The term deductible refers to a predetermined amount of money a person must pay for covered health care services before their health insurance plan begins to share the costs. It is an out-of-pocket expense that an insured person has to bear before their insurance coverage kicks in.

If someone is suffering from Grief after the death of a loved one, they may want to meet with a Grief Counselor, Therapist, Psychologist, or Therapist for mental health support.

If the provider they see accepts a health insurance plan, the plan will likely set a specific deductible amount which will need to be met before insurance coverage begins. For example, if the deductible is $1,000, the patient must pay $1,000 for their mental health sessions before insurance begins to also pay the provider.

Deductibles typically apply to both In-Network and Out-of-Network healthcare providers.

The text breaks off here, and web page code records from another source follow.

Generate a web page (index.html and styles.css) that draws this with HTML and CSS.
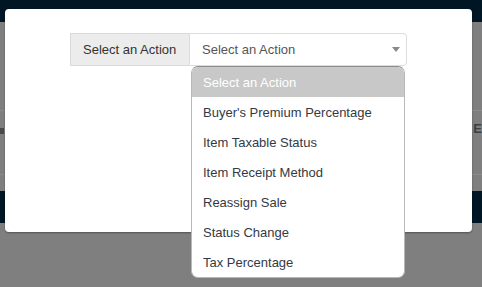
FILE: index.html
```html
<!DOCTYPE html>
<html lang="en">
<head>
  <meta charset="UTF-8">
  <meta name="viewport" content="width=device-width, initial-scale=1.0">
  <title>Select an Action</title>
  <link rel="stylesheet" href="styles.css">
</head>
<body>

  <!-- Page behind the modal (dimmed) -->
  <div id="page">
    <div class="topbar"></div>
    <div class="row row-first">
      <span class="ghost ghost-left"></span>
      <span class="ghost-right">: E</span>
    </div>
    <div class="row row-second"></div>
    <div class="band"></div>
  </div>

  <!-- Modal -->
  <div id="modal">
    <div class="input-group">
      <span class="addon">Select an Action</span>
      <div class="select">
        <span class="select-value">Select an Action</span>
        <span class="caret"></span>

        <ul class="menu">
          <li class="active">Select an Action</li>
          <li>Buyer's Premium Percentage</li>
          <li>Item Taxable Status</li>
          <li>Item Receipt Method</li>
          <li>Reassign Sale</li>
          <li>Status Change</li>
          <li>Tax Percentage</li>
        </ul>
      </div>
    </div>
  </div>

</body>
</html>
```

FILE: styles.css
```css
/* ====== RESET ====== */
html, body {
  margin: 0;
  padding: 0;
}

body {
  width: 482px;
  height: 287px;
  overflow: hidden;
  background-color: #7f7f7f;
  font-family: 'Liberation Sans', Arial, sans-serif;
  font-size: 13px;
  position: relative;
}

/* ====== DIMMED PAGE ====== */
.topbar {
  height: 22px;
  background-color: #011624;
}

.row {
  border-bottom: 1px solid #8a8a8a;
  position: relative;
}

.row-first {
  height: 88px;
}

.row-second {
  height: 63px;
}

.ghost-left {
  position: absolute;
  left: 0;
  top: 106px;
  width: 4px;
  height: 6px;
  background-color: #4a4a4a;
}

.ghost-right {
  position: absolute;
  right: 0;
  top: 99px;
  color: #3e3e3e;
  font-weight: bold;
  font-size: 13px;
}

.band {
  margin-top: 16px;
  height: 32px;
  background-color: #011624;
}

/* ====== MODAL ====== */
#modal {
  position: absolute;
  left: 5px;
  top: 9px;
  width: 467px;
  height: 223px;
  background-color: #fff;
  border-radius: 4px;
  box-shadow: 0 1px 2px rgba(0, 0, 0, 0.35);
  display: flex;
  justify-content: center;
  padding-top: 24px;
  box-sizing: border-box;
}

.input-group {
  display: flex;
  width: 337px;
  height: 33px;
}

.addon {
  display: flex;
  align-items: center;
  width: 119px;
  box-sizing: border-box;
  padding: 0 12px;
  background-color: #ececec;
  border: 1px solid #d9d9d9;
  border-right: 0;
  color: #333;
}

.select {
  position: relative;
  flex: 1;
  display: flex;
  align-items: center;
  padding: 0 12px;
  border: 1px solid #dcdcdc;
  border-radius: 0 4px 4px 0;
  color: #555;
}

.select-value {
  flex: 1;
}

.caret {
  width: 0;
  height: 0;
  border-left: 4px solid transparent;
  border-right: 4px solid transparent;
  border-top: 5px solid #888;
  margin-right: -6px;
}

/* ====== DROPDOWN ====== */
.menu {
  position: absolute;
  left: 1px;
  top: 32px;
  width: 214px;
  margin: 0;
  padding: 0;
  list-style: none;
  background-color: #fff;
  border: 1px solid #b8b8b8;
  border-top-color: #8c8c8c;
  border-radius: 7px;
  overflow: hidden;
  box-sizing: border-box;
}

.menu li {
  height: 30px;
  line-height: 32px;
  padding: 0 11px;
  color: #343a44;
}

.menu li.active {
  background-color: #c8c8c8;
  color: #fff;
}
```
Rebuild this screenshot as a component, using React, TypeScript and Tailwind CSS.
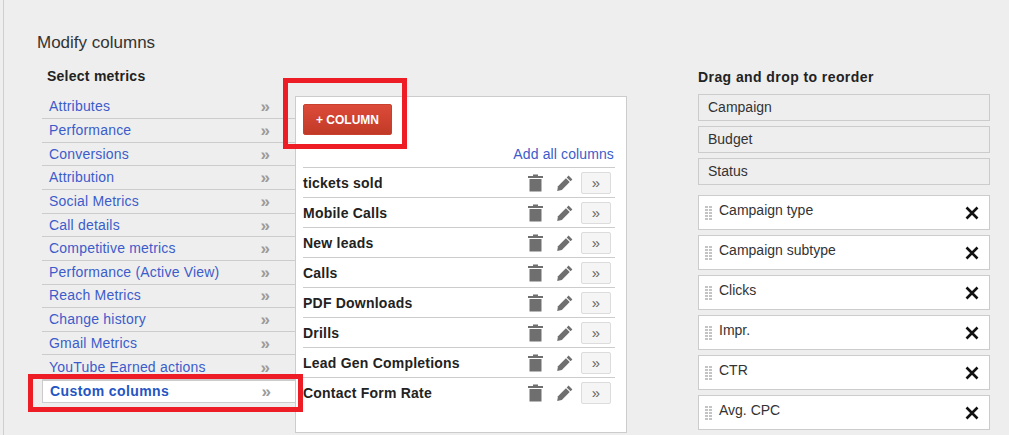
import React from 'react';

const metrics = [
    'Attributes',
    'Performance',
    'Conversions',
    'Attribution',
    'Social Metrics',
    'Call details',
    'Competitive metrics',
    'Performance (Active View)',
    'Reach Metrics',
    'Change history',
    'Gmail Metrics',
    'YouTube Earned actions',
];

const customColumns = [
    'tickets sold',
    'Mobile Calls',
    'New leads',
    'Calls',
    'PDF Downloads',
    'Drills',
    'Lead Gen Completions',
    'Contact Form Rate',
];

const fixedColumns = ['Campaign', 'Budget', 'Status'];
const movableColumns = ['Campaign type', 'Campaign subtype', 'Clicks', 'Impr.', 'CTR', 'Avg. CPC'];

const TrashIcon = () => (
    <svg width="15" height="18" viewBox="0 0 15 18" className="block">
        <path d="M5 0.5h5v1.5h5v2H0v-2h5z" fill="#6f6f6f" />
        <path d="M1.5 5h12v12.5h-12z" fill="#6f6f6f" />
    </svg>
);

const PencilIcon = () => (
    <svg width="16" height="16" viewBox="0 0 16 16" className="block">
        <path d="M11.6 0.6l3.8 3.8-1.9 1.9-3.8-3.8z" fill="#6f6f6f" />
        <path d="M8.9 3.3l3.8 3.8-7.9 7.9-4.6 0.9 0.8-4.7z" fill="#6f6f6f" />
    </svg>
);

const CloseIcon = () => (
    <svg width="14" height="14" viewBox="0 0 14 14" className="block">
        <path d="M1.5 1.5l11 11M12.5 1.5l-11 11" stroke="#111" strokeWidth="2.6" fill="none" />
    </svg>
);

const DragHandle = () => (
    <div className="grid grid-cols-2 gap-x-[1px] gap-y-[1px] w-[7px]">
        {Array.from({ length: 10 }).map((_, i) => (
            <span key={i} className="block w-[3px] h-[2px] bg-[#c4c4c4]" />
        ))}
    </div>
);

export default function App() {
    return (
        <div className="w-[1009px] h-[435px] overflow-hidden bg-[#eeeeee] font-['Liberation_Sans',Arial,sans-serif] text-[14px] text-[#222]">
            <div className="ml-[3px] h-full border-l border-[#cfcfcf] pt-[33px]">
                <h1 className="ml-[33px] h-[31px] text-[17px] leading-[19px] font-normal text-[#333]">Modify columns</h1>

                <div className="flex items-start ml-[38px]">
                    {/* Metric groups */}
                    <div className="w-[253px] shrink-0">
                        <h2 className="ml-[5px] h-[31.6px] pt-[3px] text-[14px] leading-[18px] font-bold tracking-[0.25px] text-[#222]">Select metrics</h2>
                        <ul>
                            {metrics.map((name) => (
                                <li
                                    key={name}
                                    className="h-[23.63px] box-border border-b border-[#cccccc] flex items-center justify-between pl-[7px] pr-[25px] last:border-b-0"
                                >
                                    <a className="text-[#3c5ccb] tracking-[0.2px]">{name}</a>
                                    <span className="text-[#9a9a9a] text-[17px] leading-none font-bold">»</span>
                                </li>
                            ))}
                        </ul>
                        <div className="relative w-[254px] h-[24px] box-border bg-white border border-[#cccccc] border-t-2 flex items-center justify-between pl-[7px] pr-[24px]">
                            <a className="text-[#2455c3] font-bold tracking-[0.4px]">Custom columns</a>
                            <span className="text-[#9a9a9a] text-[17px] leading-none font-bold">»</span>
                            <div className="absolute z-10 left-[-15px] top-[-7px] w-[275px] h-[38px] border-[5px] border-[#ee1c25]" />
                        </div>
                    </div>

                    {/* Custom columns panel */}
                    <div className="relative w-[332px] h-[337px] box-border mt-[32px] bg-white border border-[#cccccc] pl-[7px] pr-[11px] pt-[7px] shrink-0">
                        <button className="w-[89px] h-[31px] rounded-[2px] bg-gradient-to-b from-[#dd4b39] to-[#c13a27] border border-[#c9402e] text-white text-[12px] font-bold">
                            + COLUMN
                        </button>
                        <div className="text-right text-[#3c5ccb] mt-[10px] h-[22px] leading-[18px] pr-[1px] tracking-[0.12px]">Add all columns</div>
                        <ul>
                            {customColumns.map((name) => (
                                <li key={name} className="h-[30px] box-border border-t border-[#cccccc] flex items-center">
                                    <span className="flex-1 pt-[2px] font-bold tracking-[0.22px] text-[#222]">{name}</span>
                                    <TrashIcon />
                                    <span className="ml-[14px]"><PencilIcon /></span>
                                    <button className="ml-[8px] mr-[4px] w-[30px] h-[22px] rounded-[2px] bg-[#f5f5f5] border border-[#dcdcdc] text-[#666] text-[15px] leading-none">»</button>
                                </li>
                            ))}
                        </ul>
                        <div className="absolute z-10 left-[-13px] top-[-19px] w-[124px] h-[71px] border-[5px] border-[#ee1c25]" />
                    </div>

                    {/* Selected columns */}
                    <div className="ml-[71px] w-[292px] shrink-0">
                        <h2 className="h-[30px] pt-[4px] text-[14px] leading-[18px] font-bold tracking-[0.42px] text-[#222]">Drag and drop to reorder</h2>
                        <div className="flex flex-col gap-[5px]">
                            {fixedColumns.map((name) => (
                                <div key={name} className="h-[27px] box-border border border-[#cccccc] pl-[9px] flex items-center text-[#333]">
                                    {name}
                                </div>
                            ))}
                        </div>
                        <div className="flex flex-col gap-[5px] mt-[10px]">
                            {movableColumns.map((name) => (
                                <div key={name} className="h-[35px] box-border bg-white border border-[#cccccc] flex items-center pl-[6px] pr-[10px]">
                                    <DragHandle />
                                    <span className="ml-[7px] flex-1 -mt-[5px] text-[#333]">{name}</span>
                                    <CloseIcon />
                                </div>
                            ))}
                        </div>
                    </div>
                </div>
            </div>
        </div>
    );
}
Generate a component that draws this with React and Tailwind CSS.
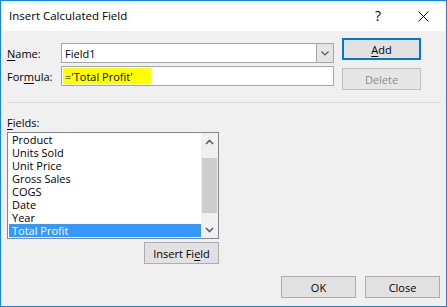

In-network providers are those within a specified network that have agreed upon set rates with the insurance company. Out-of-network providers, on the other hand, do not have negotiated rates.

The amount of money accepted and applied towards a deductible varies by insurance plans, and can be dramatically different between in-network and out-of-network mental health providers. Regardless of the accepted amount, the patient is responsible for covering the full costs of mental health services until the deductible is met.

After meeting the deductible, insurance starts sharing the costs, known as Coinsurance. But how much the insurance company pays is different between in-network and out-of-network providers.

For in-network providers, the insurance generally covers a larger portion of the costs, requiring less from the patient. Conversely, for out-of-network providers, the insurance coverage is often less, which means the patient may have higher out-of-pocket costs.